:: Your instructions ::
How many lines of the entries below include the word "styles"? Answer with the number alone.

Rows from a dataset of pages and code
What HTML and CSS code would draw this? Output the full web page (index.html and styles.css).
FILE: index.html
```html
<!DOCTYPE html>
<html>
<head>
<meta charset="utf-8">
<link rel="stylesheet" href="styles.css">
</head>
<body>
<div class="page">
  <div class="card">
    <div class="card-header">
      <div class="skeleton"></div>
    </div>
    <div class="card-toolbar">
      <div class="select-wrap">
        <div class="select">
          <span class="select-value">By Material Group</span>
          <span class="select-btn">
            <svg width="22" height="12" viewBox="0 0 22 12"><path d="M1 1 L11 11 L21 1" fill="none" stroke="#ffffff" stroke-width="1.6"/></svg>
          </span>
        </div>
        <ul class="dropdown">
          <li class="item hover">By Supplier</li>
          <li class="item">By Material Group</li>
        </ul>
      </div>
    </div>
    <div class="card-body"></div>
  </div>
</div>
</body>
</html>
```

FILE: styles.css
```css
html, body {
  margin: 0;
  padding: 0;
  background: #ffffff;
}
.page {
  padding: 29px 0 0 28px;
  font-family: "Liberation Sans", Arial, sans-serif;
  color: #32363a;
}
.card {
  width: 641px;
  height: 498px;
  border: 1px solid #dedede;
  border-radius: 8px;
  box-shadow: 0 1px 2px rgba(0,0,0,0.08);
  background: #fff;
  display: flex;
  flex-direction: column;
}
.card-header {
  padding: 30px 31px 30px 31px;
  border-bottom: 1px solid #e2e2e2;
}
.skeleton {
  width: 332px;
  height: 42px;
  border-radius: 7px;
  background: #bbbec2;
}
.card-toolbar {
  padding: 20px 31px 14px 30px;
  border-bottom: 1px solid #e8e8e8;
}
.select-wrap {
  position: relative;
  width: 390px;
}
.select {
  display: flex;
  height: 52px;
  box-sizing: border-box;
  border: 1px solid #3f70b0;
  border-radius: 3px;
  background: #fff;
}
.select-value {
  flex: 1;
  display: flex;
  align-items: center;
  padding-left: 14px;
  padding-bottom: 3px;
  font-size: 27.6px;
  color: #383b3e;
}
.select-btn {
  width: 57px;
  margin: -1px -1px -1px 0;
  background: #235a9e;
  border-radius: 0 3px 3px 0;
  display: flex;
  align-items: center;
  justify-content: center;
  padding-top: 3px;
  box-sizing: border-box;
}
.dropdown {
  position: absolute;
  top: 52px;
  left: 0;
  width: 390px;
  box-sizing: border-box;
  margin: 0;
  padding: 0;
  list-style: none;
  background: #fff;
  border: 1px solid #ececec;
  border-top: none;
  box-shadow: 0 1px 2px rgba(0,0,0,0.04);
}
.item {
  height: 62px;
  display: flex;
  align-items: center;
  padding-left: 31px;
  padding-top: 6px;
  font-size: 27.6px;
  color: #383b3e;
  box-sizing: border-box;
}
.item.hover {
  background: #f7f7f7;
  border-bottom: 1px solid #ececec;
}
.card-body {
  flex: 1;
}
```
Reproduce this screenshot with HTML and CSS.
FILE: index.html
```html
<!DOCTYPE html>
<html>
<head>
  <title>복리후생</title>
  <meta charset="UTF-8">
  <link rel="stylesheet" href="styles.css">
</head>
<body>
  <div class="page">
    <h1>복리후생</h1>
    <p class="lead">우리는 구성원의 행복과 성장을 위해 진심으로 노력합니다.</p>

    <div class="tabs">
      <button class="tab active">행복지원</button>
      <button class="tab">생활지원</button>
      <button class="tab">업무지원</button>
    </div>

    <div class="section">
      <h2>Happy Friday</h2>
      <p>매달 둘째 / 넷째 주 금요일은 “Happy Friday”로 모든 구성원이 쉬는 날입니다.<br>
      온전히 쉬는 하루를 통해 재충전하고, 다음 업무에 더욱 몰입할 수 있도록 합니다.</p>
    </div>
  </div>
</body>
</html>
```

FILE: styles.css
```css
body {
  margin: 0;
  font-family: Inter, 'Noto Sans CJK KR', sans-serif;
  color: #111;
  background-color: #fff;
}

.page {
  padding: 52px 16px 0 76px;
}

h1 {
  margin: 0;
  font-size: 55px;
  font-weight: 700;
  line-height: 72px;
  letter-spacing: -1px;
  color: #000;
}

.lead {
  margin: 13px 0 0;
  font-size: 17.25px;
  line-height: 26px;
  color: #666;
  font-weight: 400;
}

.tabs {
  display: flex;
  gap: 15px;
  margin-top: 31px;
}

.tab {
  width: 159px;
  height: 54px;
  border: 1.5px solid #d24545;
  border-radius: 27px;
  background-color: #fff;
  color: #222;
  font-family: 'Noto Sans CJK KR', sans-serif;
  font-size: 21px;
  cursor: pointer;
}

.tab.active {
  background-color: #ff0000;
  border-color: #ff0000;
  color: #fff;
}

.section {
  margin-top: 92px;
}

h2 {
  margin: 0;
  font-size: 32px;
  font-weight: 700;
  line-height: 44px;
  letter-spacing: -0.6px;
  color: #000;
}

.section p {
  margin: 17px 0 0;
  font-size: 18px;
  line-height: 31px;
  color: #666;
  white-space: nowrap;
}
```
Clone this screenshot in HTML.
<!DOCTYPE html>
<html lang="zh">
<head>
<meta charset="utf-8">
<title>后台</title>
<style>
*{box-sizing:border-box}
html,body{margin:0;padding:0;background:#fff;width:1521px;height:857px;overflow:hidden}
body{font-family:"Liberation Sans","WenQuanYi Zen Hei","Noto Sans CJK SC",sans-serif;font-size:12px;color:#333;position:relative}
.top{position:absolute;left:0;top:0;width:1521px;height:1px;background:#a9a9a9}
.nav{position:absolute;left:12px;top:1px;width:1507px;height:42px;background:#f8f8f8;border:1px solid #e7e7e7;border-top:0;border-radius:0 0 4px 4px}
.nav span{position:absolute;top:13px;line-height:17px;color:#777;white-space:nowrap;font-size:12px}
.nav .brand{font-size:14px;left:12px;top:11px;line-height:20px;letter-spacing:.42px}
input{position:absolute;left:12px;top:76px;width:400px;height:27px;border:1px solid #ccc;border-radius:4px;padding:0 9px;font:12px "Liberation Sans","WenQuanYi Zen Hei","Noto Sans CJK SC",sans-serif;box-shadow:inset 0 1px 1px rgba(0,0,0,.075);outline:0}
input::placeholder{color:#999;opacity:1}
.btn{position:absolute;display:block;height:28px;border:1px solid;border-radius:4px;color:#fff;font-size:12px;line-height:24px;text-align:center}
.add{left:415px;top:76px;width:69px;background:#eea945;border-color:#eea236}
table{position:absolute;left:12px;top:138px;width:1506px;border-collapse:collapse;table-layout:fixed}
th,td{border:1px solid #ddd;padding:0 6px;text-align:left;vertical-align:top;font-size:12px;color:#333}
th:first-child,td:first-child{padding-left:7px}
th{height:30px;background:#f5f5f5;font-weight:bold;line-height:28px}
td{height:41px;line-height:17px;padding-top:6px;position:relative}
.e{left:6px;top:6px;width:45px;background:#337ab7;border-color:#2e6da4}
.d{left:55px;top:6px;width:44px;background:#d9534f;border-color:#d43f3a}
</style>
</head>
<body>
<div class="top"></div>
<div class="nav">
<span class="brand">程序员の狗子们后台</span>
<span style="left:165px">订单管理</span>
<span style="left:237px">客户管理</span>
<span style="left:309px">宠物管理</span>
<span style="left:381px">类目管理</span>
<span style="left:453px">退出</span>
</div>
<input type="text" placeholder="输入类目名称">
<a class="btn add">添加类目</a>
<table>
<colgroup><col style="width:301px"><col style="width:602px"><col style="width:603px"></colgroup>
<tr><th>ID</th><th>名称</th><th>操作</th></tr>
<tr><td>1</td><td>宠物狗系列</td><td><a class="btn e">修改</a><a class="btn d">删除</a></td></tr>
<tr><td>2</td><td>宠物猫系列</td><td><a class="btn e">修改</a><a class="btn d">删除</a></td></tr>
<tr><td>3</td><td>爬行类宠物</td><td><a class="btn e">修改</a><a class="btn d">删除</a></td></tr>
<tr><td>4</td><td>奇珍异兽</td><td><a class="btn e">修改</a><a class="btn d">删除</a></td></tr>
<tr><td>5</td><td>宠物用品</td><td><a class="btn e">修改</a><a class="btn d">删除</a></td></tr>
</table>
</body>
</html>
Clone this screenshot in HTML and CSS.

:: In response ::
5